9 thoughts on “Unintended Consequences: When Google Punishes Something Good

  1. Following the thread for a while now…

    > you gradually water down the original keyword relevance of the page?

    Agree with Martin. This was my very 1st thought. Esp. true if the original content just hits the minimum length of 200 to 300 words. Thinkable solutions:

    • Comments in pop-up?
    • A comment link (nofollow) to a duplicate page (noindex) where comments are open. Comment form is not directly available on article page.
    • Newspapers tend to have only the last n comments below an article. To read the rest you have to switch to ‘more comments’.

    > what if you were to edit a lot of those comments to work some of your main keywords into that additional content

    • You can delete comments but editing is only allowed if you comment your editing inside each comment.
  2. First let me be in awe! If you are getting multiple front pages to Digg then I KNOW I’m doing something wrong. I have yet to get front page #1.

    As for the page falling out of site, I have to say I like Martin’s theory. It seems as logic as anything else.

  3. Couldn’t you split your comments into multiple pages?
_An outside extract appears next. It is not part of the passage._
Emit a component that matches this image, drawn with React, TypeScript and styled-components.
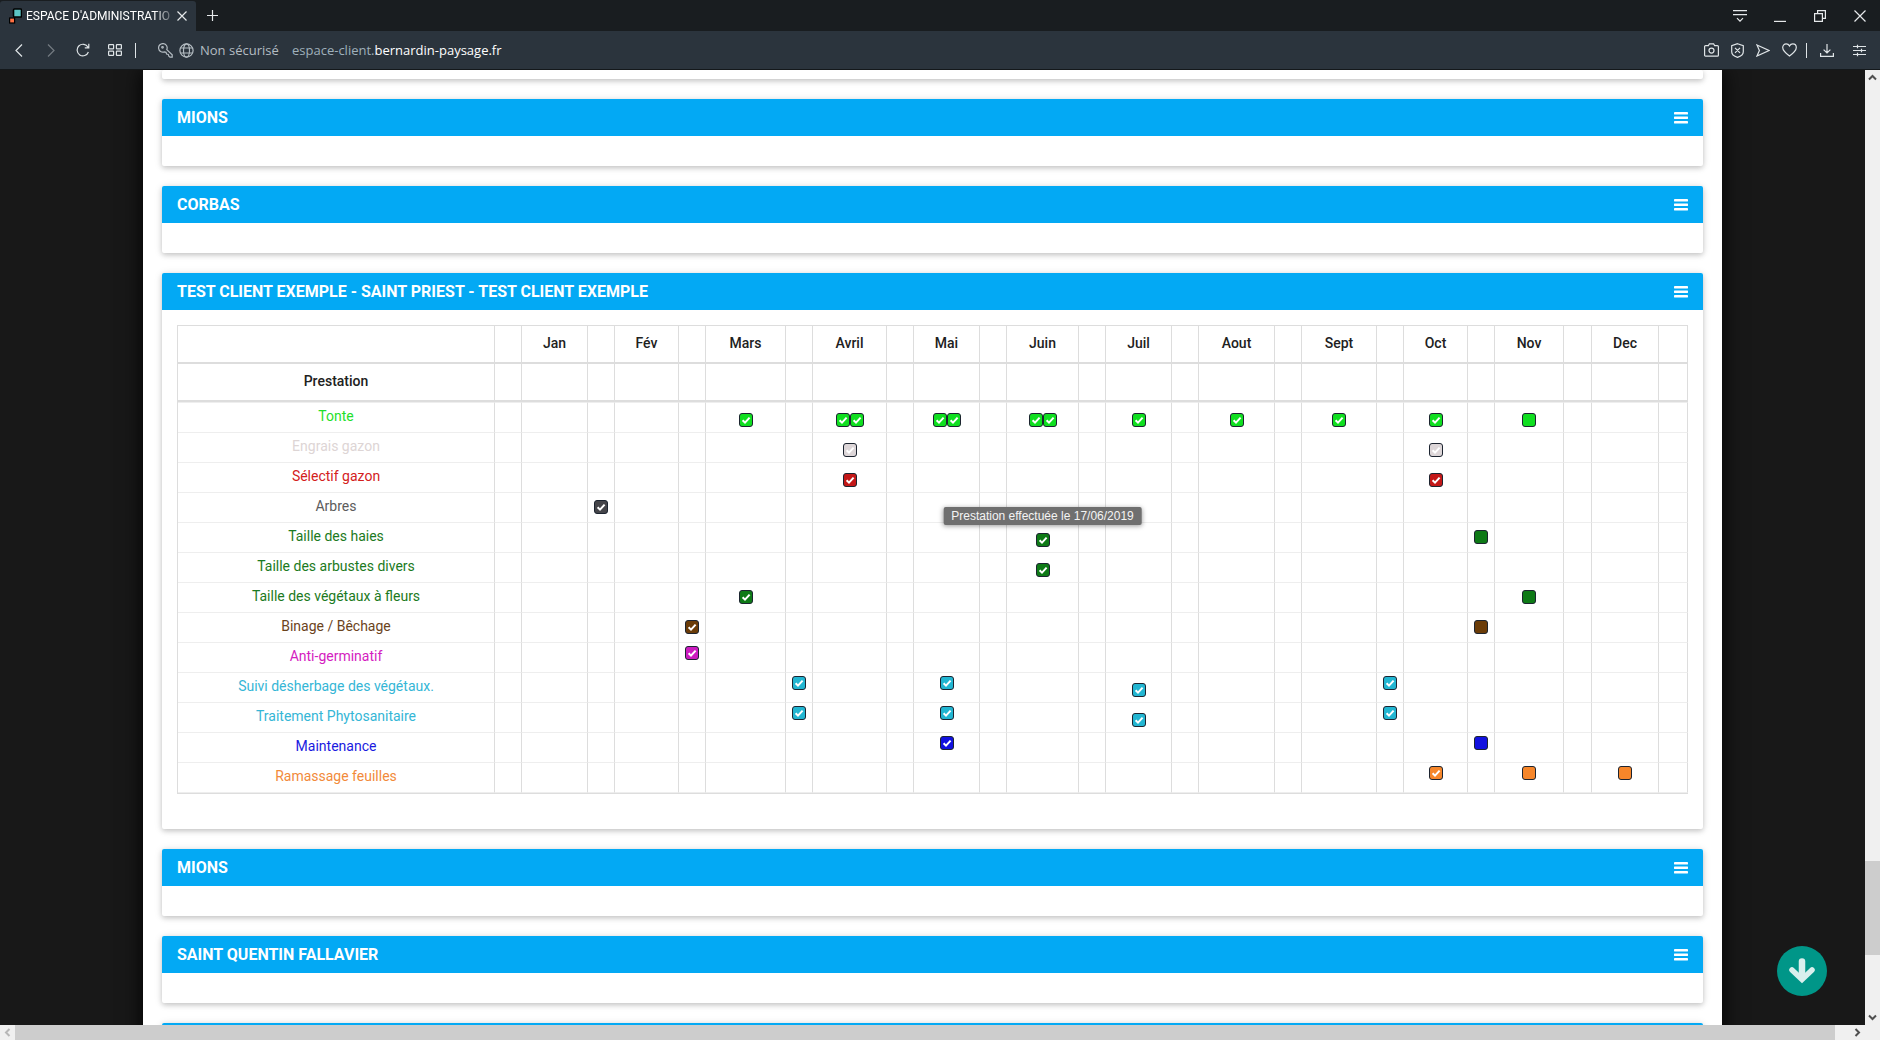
import React, { useState } from "react";
import styled, { createGlobalStyle } from "styled-components";

const Global = createGlobalStyle`
  *, *::before, *::after { box-sizing: border-box; }
  html, body { margin: 0; }
  body { background: #181818; overflow: hidden; font-family: Roboto, "Liberation Sans", sans-serif; }
  button { font: inherit; color: inherit; background: none; border: 0; padding: 0; cursor: pointer; }
`;

/* ---------- Browser window ---------- */

const Window = styled.div`
  display: flex;
  flex-direction: column;
  height: 100vh;
`;

const TitleBar = styled.header`
  display: flex;
  height: 31px;
  flex: none;
  background: #191d20;
  color: #e6e9eb;
`;

const Tab = styled.div`
  display: flex;
  align-items: center;
  width: 196px;
  margin-top: 1px;
  padding: 0 8px 0 9px;
  gap: 4px;
  background: #2b343d;
  border-radius: 3px 3px 0 0;
`;

const TabTitle = styled.span`
  flex: 1;
  white-space: nowrap;
  font-size: 12px;
  line-height: 16px;
  color: #fff;
  mask-image: linear-gradient(to right, #000 88%, rgba(0, 0, 0, 0.2));
`;

const IconButton = styled.button<{ $w: number; $dim?: boolean }>`
  display: flex;
  align-items: center;
  justify-content: center;
  flex: none;
  width: ${(p) => p.$w}px;
  height: 100%;
  opacity: ${(p) => (p.$dim ? 0.4 : 1)};
`;

const Spacer = styled.div`
  flex: 1;
`;

const AddressBar = styled.nav`
  display: flex;
  align-items: center;
  flex: none;
  height: 39px;
  padding: 0 5px 0 3px;
  background: #2b343d;
  border-bottom: 1px solid #14181b;
  color: #dfe4e7;
  font-family: "Open Sans", "Noto Sans", sans-serif;
  font-size: 13px;
  line-height: 18px;
`;

const Divider = styled.span`
  width: 1px;
  height: 15px;
  margin: 0 4px;
  background: #dfe4e7;
`;

const Site = styled.div`
  display: flex;
  align-items: center;
  gap: 6px;
  width: 134px;
  margin-left: 18px;
  color: #b4bcc2;
  white-space: nowrap;
`;

const Url = styled.button`
  color: #9fb0bb;
  white-space: nowrap;
  b { font-weight: 500; color: #fff; }
`;

const Line = styled.svg`
  display: block;
  flex: none;
  fill: none;
  stroke: currentColor;
  stroke-width: 1.2;
`;

/* ---------- Viewport and scroll bars ---------- */

const Viewport = styled.div`
  display: grid;
  grid-template-columns: minmax(0, 1fr) 15px;
  grid-template-rows: minmax(0, 1fr) 15px;
  flex: 1;
  min-height: 0;
`;

const Scene = styled.div`
  position: relative;
  overflow: hidden;
`;

const Track = styled.div<{ $vertical?: boolean }>`
  display: flex;
  flex-direction: ${(p) => (p.$vertical ? "column" : "row")};
  grid-column: ${(p) => (p.$vertical ? "auto" : "1 / -1")};
  background: #f0f0f0;
  color: #505050;
`;

const TrackButton = styled.button<{ $faint?: boolean }>`
  display: flex;
  align-items: center;
  justify-content: center;
  flex: none;
  width: 15px;
  height: 15px;
  opacity: ${(p) => (p.$faint ? 0.35 : 1)};
`;

const Thumb = styled.div<{ $grow: number }>`
  flex: ${(p) => p.$grow} 0 0;
  background: #cdcdcd;
`;

const Gap = styled.div<{ $grow: number }>`
  flex: ${(p) => p.$grow} 0 0;
`;

/* ---------- Site page ---------- */

const Page = styled.main`
  display: flex;
  flex-direction: column;
  gap: 20px;
  min-height: 100%;
  margin: 0 143px;
  padding: 0 19px;
  background: #fff;
  box-shadow: 0 0 20px #000;
`;

const Card = styled.section`
  flex: none;
  border-radius: 2px;
  background: #fff;
  box-shadow: 0 2px 5px rgba(0, 0, 0, 0.16), 0 1px 8px rgba(0, 0, 0, 0.12);
`;

const CardHead = styled.div`
  display: flex;
  align-items: center;
  justify-content: space-between;
  height: 37px;
  padding: 0 15px;
  border-radius: 2px 2px 0 0;
  background: #03a9f4;
  color: #fff;
`;

const CardTitle = styled.h2`
  margin: 0;
  font-size: 16px;
  line-height: 20px;
  font-weight: 700;
`;

const CardMenu = styled.button`
  display: flex;
`;

const CardBody = styled.div<{ $size: "cut" | "empty" | "full" }>`
  padding: ${(p) => (p.$size === "full" ? "15px 15px 35px" : "0")};
  height: ${(p) => ({ cut: "9px", empty: "30px", full: "auto" })[p.$size]};
`;

const Schedule = styled.table`
  width: 100%;
  table-layout: fixed;
  border-collapse: separate;
  border-spacing: 0;
  border: solid #ddd;
  border-width: 1px 0 1px 1px;
  font-size: 14px;
  line-height: 20px;

  tbody tr:first-child > * { border-top: 1px solid #eee; height: 31px; }
`;

const Head = styled.th`
  height: 38px;
  padding: 0 0 2px;
  border-right: 1px solid #ddd;
  border-bottom: 2px solid #ddd;
  font-weight: 500;
  color: #212121;
`;

const Service = styled.th<{ $color: string }>`
  height: 30px;
  padding: 0 0 3px;
  border-right: 1px solid #ddd;
  border-bottom: 1px solid #eee;
  font-weight: 400;
  color: ${(p) => p.$color};
`;

const Cell = styled.td<{ $align: Align }>`
  height: 30px;
  padding: 3px 0 5px;
  border-right: 1px solid #ddd;
  border-bottom: 1px solid #eee;
  vertical-align: ${(p) => p.$align};
  line-height: 0;
`;

const Marks = styled.div`
  position: relative;
  display: flex;
  justify-content: center;
`;

const tick =
  "url(\"data:image/svg+xml,%3Csvg xmlns='http://www.w3.org/2000/svg' viewBox='0 0 12 12'%3E%3Cpath d='M2.6 6.2 5 8.6 9.6 3.6' fill='none' stroke='white' stroke-width='2'/%3E%3C/svg%3E\")";

const Mark = styled.input<{ $color: string }>`
  appearance: none;
  width: 14px;
  height: 14px;
  margin: 0;
  border: 1px solid #1c2430;
  border-radius: 3px;
  background: ${(p) => p.$color} center / 12px 12px no-repeat;
  &:checked { background-image: ${tick}; }
`;

const Tooltip = styled.div`
  position: absolute;
  left: 50%;
  bottom: calc(100% + 8px);
  z-index: 1;
  transform: translateX(-50%);
  padding: 1px 8px;
  border-radius: 2px;
  background: #6f6f6f;
  box-shadow: 0 1px 5px rgba(0, 0, 0, 0.4);
  color: #f4f4f4;
  font-family: "Liberation Sans", Arial, sans-serif;
  font-size: 12px;
  line-height: 16px;
  white-space: nowrap;
`;

const DownButton = styled.button`
  position: absolute;
  right: 38px;
  bottom: 29px;
  display: flex;
  align-items: center;
  justify-content: center;
  width: 50px;
  height: 50px;
  border-radius: 50%;
  background: #009688;
  color: #d9efed;
`;

/* ---------- Data ---------- */

type Align = "top" | "middle" | "bottom";

const months = ["Jan", "Fév", "Mars", "Avril", "Mai", "Juin", "Juil", "Aout", "Sept", "Oct", "Nov", "Dec"];

// The first column, then a narrow column before each month and one after the last.
const columns = [317, 27, 66, 27, 64, 27, 80, 27, 74, 27, 66, 27, 72, 27, 66, 27, 76, 27, 75, 27, 64, 27, 69, 28, 67, 29];
const slots = columns.length - 1;

// Month m sits in slot 2m - 1; the half-month that follows it is slot 2m.
interface Row {
  name: string;
  text: string;
  fill: string;
  align: Align;
  done?: number[];
  twice?: number[];
  planned?: number[];
  low?: number[];
  tip?: { slot: number; text: string };
}

const rows: Row[] = [
  { name: "Tonte", text: "#1fdf2b", fill: "#10df20", align: "bottom", done: [5, 7, 9, 11, 13, 15, 17, 19], twice: [7, 9, 11], planned: [21] },
  { name: "Engrais gazon", text: "#ddd5d5", fill: "#ddd6d8", align: "bottom", done: [7, 19] },
  { name: "Sélectif gazon", text: "#d3201c", fill: "#c41818", align: "bottom", done: [7, 19] },
  { name: "Arbres", text: "#5c5c5c", fill: "#45454a", align: "middle", done: [2] },
  { name: "Taille des haies", text: "#1b7a22", fill: "#0e7a16", align: "middle", done: [11], planned: [20], low: [11], tip: { slot: 11, text: "Prestation effectuée le 17/06/2019" } },
  { name: "Taille des arbustes divers", text: "#1b7a22", fill: "#0e7a16", align: "middle", done: [11], low: [11] },
  { name: "Taille des végétaux à fleurs", text: "#1b7a22", fill: "#0e7a16", align: "middle", done: [5], planned: [21] },
  { name: "Binage / Bêchage", text: "#6b431c", fill: "#6b3c08", align: "middle", done: [4], planned: [20] },
  { name: "Anti-germinatif", text: "#d41cc0", fill: "#cc1cc0", align: "top", done: [4] },
  { name: "Suivi désherbage des végétaux.", text: "#35b6d6", fill: "#22b6d2", align: "top", done: [6, 9, 13, 18], low: [13] },
  { name: "Traitement Phytosanitaire", text: "#35b6d6", fill: "#22b6d2", align: "top", done: [6, 9, 13, 18], low: [13] },
  { name: "Maintenance", text: "#1a1ae0", fill: "#1212e0", align: "top", done: [9], planned: [20] },
  { name: "Ramassage feuilles", text: "#f28a3a", fill: "#f6862a", align: "top", done: [19], planned: [21, 23] },
];

const slotName = (slot: number) =>
  slot % 2 ? months[(slot - 1) / 2] : `après ${months[slot / 2 - 1] ?? "Dec"}`;

/* ---------- Parts ---------- */

const Bars = () => (
  <svg width="14" height="13" viewBox="0 0 14 13" fill="currentColor">
    <rect y="1" width="14" height="2.500" rx="0.400" />
    <rect y="5.500" width="14" height="2.500" rx="0.400" />
    <rect y="10" width="14" height="2.500" rx="0.400" />
  </svg>
);

function Panel({ title, children }: { title: string; children?: React.ReactNode }) {
  return (
    <Card>
      <CardHead>
        <CardTitle>{title}</CardTitle>
        <CardMenu aria-label={`Menu ${title}`}>
          <Bars />
        </CardMenu>
      </CardHead>
      <CardBody $size={children ? "full" : "empty"}>{children}</CardBody>
    </Card>
  );
}

function Box({ label, color, start }: { label: string; color: string; start: boolean }) {
  const [on, setOn] = useState(start);
  return <Mark type="checkbox" aria-label={label} $color={color} checked={on} onChange={() => setOn(!on)} />;
}

function Slot({ row, slot }: { row: Row; slot: number }) {
  const done = row.done?.includes(slot) ?? false;
  const planned = row.planned?.includes(slot) ?? false;
  const label = `${row.name}, ${slotName(slot)}`;
  return (
    <Cell $align={row.low?.includes(slot) ? "bottom" : row.align}>
      {(done || planned) && (
        <Marks>
          <Box label={label} color={row.fill} start={done} />
          {row.twice?.includes(slot) && <Box label={`${label} (2)`} color={row.fill} start />}
          {row.tip?.slot === slot && <Tooltip role="tooltip">{row.tip.text}</Tooltip>}
        </Marks>
      )}
    </Cell>
  );
}

function Planning() {
  const range = Array.from({ length: slots }, (_, i) => i);
  return (
    <Schedule>
      <colgroup>
        {columns.map((w, i) => (
          <col key={i} width={w} />
        ))}
      </colgroup>
      <thead>
        <tr>
          <Head />
          {range.map((i) => (
            <Head key={i}>{i % 2 ? months[(i - 1) / 2] : null}</Head>
          ))}
        </tr>
        <tr>
          <Head>Prestation</Head>
          {range.map((i) => (
            <Head key={i} />
          ))}
        </tr>
      </thead>
      <tbody>
        {rows.map((row) => (
          <tr key={row.name}>
            <Service scope="row" $color={row.text}>{row.name}</Service>
            {range.map((i) => (
              <Slot key={i} row={row} slot={i} />
            ))}
          </tr>
        ))}
      </tbody>
    </Schedule>
  );
}

const chevrons = {
  up: "M1 6.5 4.5 3 8 6.5",
  down: "M1 2.5 4.5 6 8 2.5",
  left: "M6.5 1 3 4.5 6.5 8",
  right: "M2.5 1 6 4.5 2.5 8",
};

const Arrow = ({ to, faint }: { to: keyof typeof chevrons; faint?: boolean }) => (
  <TrackButton aria-label={`Défiler ${to}`} $faint={faint}>
    <svg width="9" height="9" viewBox="0 0 9 9" fill="none" stroke="currentColor" strokeWidth="2">
      <path d={chevrons[to]} />
    </svg>
  </TrackButton>
);

function Chrome() {
  return (
    <>
      <TitleBar>
        <Tab>
          <svg width="13" height="16" viewBox="0 0 13 16">
            <rect x="4.5" y="1" width="8" height="8" rx="1" fill="#5cc4c4" stroke="#000" strokeWidth="1.6" />
            <rect x="0.6" y="10" width="5" height="5" fill="#ff7043" stroke="#000" strokeWidth="1.2" />
          </svg>
          <TabTitle>ESPACE D'ADMINISTRATIO</TabTitle>
          <IconButton $w={12} aria-label="Fermer l'onglet">
            <Line width="10" height="10" viewBox="0 0 10 10"><path d="M.5.5l9 9M9.5.5l-9 9" /></Line>
          </IconButton>
        </Tab>
        <IconButton $w={32} aria-label="Nouvel onglet">
          <Line width="11" height="11" viewBox="0 0 11 11"><path d="M5.5 0v11M0 5.5h11" /></Line>
        </IconButton>
        <Spacer />
        <IconButton $w={40} aria-label="Menu des onglets">
          <Line width="14" height="12" viewBox="0 0 14 12"><path d="M0 .6h14M0 4.6h14M4 8.2l3 3 3-3" /></Line>
        </IconButton>
        <IconButton $w={40} aria-label="Réduire">
          <Line width="12" height="12" viewBox="0 0 12 12"><path d="M0 11.4h12" /></Line>
        </IconButton>
        <IconButton $w={40} aria-label="Restaurer">
          <Line width="12" height="12" viewBox="0 0 12 12"><path d="M.6 3.6h7.8v7.8H.6zM3.6 3.6v-3h7.8v7.8h-3" /></Line>
        </IconButton>
        <IconButton $w={40} aria-label="Fermer">
          <Line width="12" height="12" viewBox="0 0 12 12"><path d="M.5.5l11 11M11.5.5l-11 11" /></Line>
        </IconButton>
      </TitleBar>
      <AddressBar>
        <IconButton $w={32} aria-label="Précédent">
          <Line width="8" height="13" viewBox="0 0 8 13"><path d="M7 .5l-6 6 6 6" /></Line>
        </IconButton>
        <IconButton $w={32} $dim aria-label="Suivant">
          <Line width="8" height="13" viewBox="0 0 8 13"><path d="M1 .5l6 6-6 6" /></Line>
        </IconButton>
        <IconButton $w={32} aria-label="Recharger">
          <Line width="14" height="14" viewBox="0 0 14 14"><path d="M12.4 9A5.8 5.8 0 1 1 12 4.2M12.8.8v4H8.8" /></Line>
        </IconButton>
        <IconButton $w={32} aria-label="Accès rapide">
          <Line width="14" height="12" viewBox="0 0 14 12">
            <rect x=".6" y=".6" width="5" height="4.2" rx=".6" />
            <rect x="8.4" y=".6" width="5" height="4.2" rx=".6" />
            <rect x=".6" y="7.2" width="5" height="4.2" rx=".6" />
            <rect x="8.4" y="7.2" width="5" height="4.2" rx=".6" />
          </Line>
        </IconButton>
        <Divider />
        <Site>
          <Line width="15" height="15" viewBox="0 0 15 15">
            <path d="M8.800 6.600A4.300 4.300 0 1 0 6.400 8.900l1.600.4.600 1.700 1.700.4.500 1.700 1.200 1h2.200v-2.300z" />
            <circle cx="4.500" cy="4.300" r=".8" />
          </Line>
          <Line width="15" height="15" viewBox="0 0 15 15">
            <circle cx="7.5" cy="7.5" r="6.6" />
            <ellipse cx="7.5" cy="7.5" rx="3" ry="6.6" />
            <path d="M1.6 5h11.8M1.6 10h11.8" />
          </Line>
          <span>Non sécurisé</span>
        </Site>
        <Url>espace-client.<b>bernardin-paysage.fr</b></Url>
        <Spacer />
        <IconButton $w={26} aria-label="Capture">
          <Line width="15" height="14" viewBox="0 0 15 14">
            <path d="M1.6 2.6h2.8l1-1.8h4.2l1 1.8h2.8a1 1 0 0 1 1 1v8.6a1 1 0 0 1-1 1H1.6a1 1 0 0 1-1-1V3.6a1 1 0 0 1 1-1z" />
            <circle cx="7.5" cy="7.6" r="2.5" />
          </Line>
        </IconButton>
        <IconButton $w={26} aria-label="Protection">
          <Line width="13" height="15" viewBox="0 0 13 15">
            <path d="M6.5.7l5.8 1.9v6.2c0 2.8-2.6 4.6-5.8 5.6-3.2-1-5.8-2.8-5.8-5.6V2.6zM4 4.8l5 5M9 4.8l-5 5" />
          </Line>
        </IconButton>
        <IconButton $w={26} aria-label="Envoyer">
          <Line width="14" height="13" viewBox="0 0 14 13"><path d="M1 1l12 5.5L1 12l2.4-5.5z" /></Line>
        </IconButton>
        <IconButton $w={26} aria-label="Favoris">
          <Line width="15" height="14" viewBox="0 0 15 14">
            <path d="M7.5 13.1C3.8 10.4.7 7.8.7 4.6.7 2.3 2.3.8 4.2.8c1.4 0 2.6.8 3.3 2.1C8.200 1.600 9.400.8 10.800.8c1.900 0 3.500 1.500 3.500 3.800 0 3.200-3.100 5.800-6.800 8.500z" />
          </Line>
        </IconButton>
        <Divider />
        <IconButton $w={32} aria-label="Téléchargements">
          <Line width="14" height="13" viewBox="0 0 14 13"><path d="M7 0v9M3.600 5.600L7 9l3.400-3.400M.6 9v3.400h12.800V9" /></Line>
        </IconButton>
        <IconButton $w={32} aria-label="Réglages">
          <Line width="13" height="13" viewBox="0 0 13 13"><path d="M0 2.500h13M0 6.500h13M0 10.500h13M4.500.8v3.400M8.500 4.800v3.400M4.500 8.800v3.400" /></Line>
        </IconButton>
      </AddressBar>
    </>
  );
}

export default function App() {
  return (
    <Window>
      <Global />
      <Chrome />
      <Viewport>
        <Scene>
          <Page>
            <Card>
              <CardBody $size="cut" />
            </Card>
            <Panel title="MIONS" />
            <Panel title="CORBAS" />
            <Panel title="TEST CLIENT EXEMPLE - SAINT PRIEST - TEST CLIENT EXEMPLE">
              <Planning />
            </Panel>
            <Panel title="MIONS" />
            <Panel title="SAINT QUENTIN FALLAVIER" />
            <Card>
              <CardHead />
              <CardBody $size="empty" />
            </Card>
          </Page>
          <DownButton aria-label="Descendre">
            <svg width="28" height="26" viewBox="0 0 28 26" fill="none" stroke="currentColor" strokeLinecap="round">
              <path d="M14 3.500v16" strokeWidth="6.500" />
              <path d="M4 12l10 9.500L24 12" strokeWidth="5.500" />
            </svg>
          </DownButton>
        </Scene>
        <Track $vertical>
          <Arrow to="up" />
          <Gap $grow={776} />
          <Thumb $grow={94} />
          <Gap $grow={55} />
          <Arrow to="down" />
        </Track>
        <Track>
          <Arrow to="left" faint />
          <Thumb $grow={1820} />
          <Gap $grow={15} />
          <Arrow to="right" />
          <TrackButton as="span" />
        </Track>
      </Viewport>
    </Window>
  );
}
That would be a simple fix for you, while Google thinks of some clever solution on their side.

  4. I think Martin Jamieson is probably right – I tend to close off comments on popular posts the minute they start getting repetitive but realize now that this is another good reason to do that.

  5. Could it be that as you get more and more comments (especially of the variety ‘great post, love your work’), you gradually water down the original keyword relevance of the page?

    The type of articles you’re talking about probably have way more content in the comments than in the actual article, so when Google rates the content, it’s possible that the content contained in the comments would be directly affecting the calculations by their algorithm… so not really a penalty, just a dilution effect.

    Out of interest, how relevant are those comments to your article (in terms of keywords) – what if you were to edit a lot of those comments to work some of your main keywords into that additional content… I would be interested to see if your articles climb in the rankings for those search terms again.

    …also, do any of those articles now rank well for ‘good post’

  6. Forgive me if I’m being a little naive, but surely putting the comments in their own div element with a specific ID which the googlebot is told to ignore would be the solution. Or is making comments on a blog indexable essential?

    You can flag parts of your page so that adsense ignores them when choosing ads for your page so why not googlebot?

  7. Seems if almost every result in the top 10 serp is pointing to the post then Google doesn’t need any help identifying the source.

    It shouldn’t be because of the spike in links, or at least I always understood that Google could recognize when an article naturally gathered a lot of links all at once via bait/digg versus unnaturally through spam?

    Could it be that Google is suspicious of the domain at all?

  8. Nice post. I’ve suffered from similar problems recently – a post which hit the front page of reddit, fark, and gained loads of backlinks shot to the top of the google rankings, and has now, 2 months later, dropped out of site.

    I like your suggestion of a secondary content tag and, over time, it could probably take off – especially if CMS developers like wordpress integrate it into their systems.

    But, it also strikes me that there is only a limited amount of CMS platforms, and the majority of pages that will attract lots of comments are underpinned by one of those CMSs. Given this – it can’t be too hard for Google to simply amend its algorithm to take into account sites built on these platforms.

  9. If you’re right, though, then Google will have to figure out a way to distinguish between “spam” content in the secondary section — because if this is actually what’s happening, that’s probably why. They’re trying to figure out a way to push spam down.

    Even gmail can’t do that perfectly yet.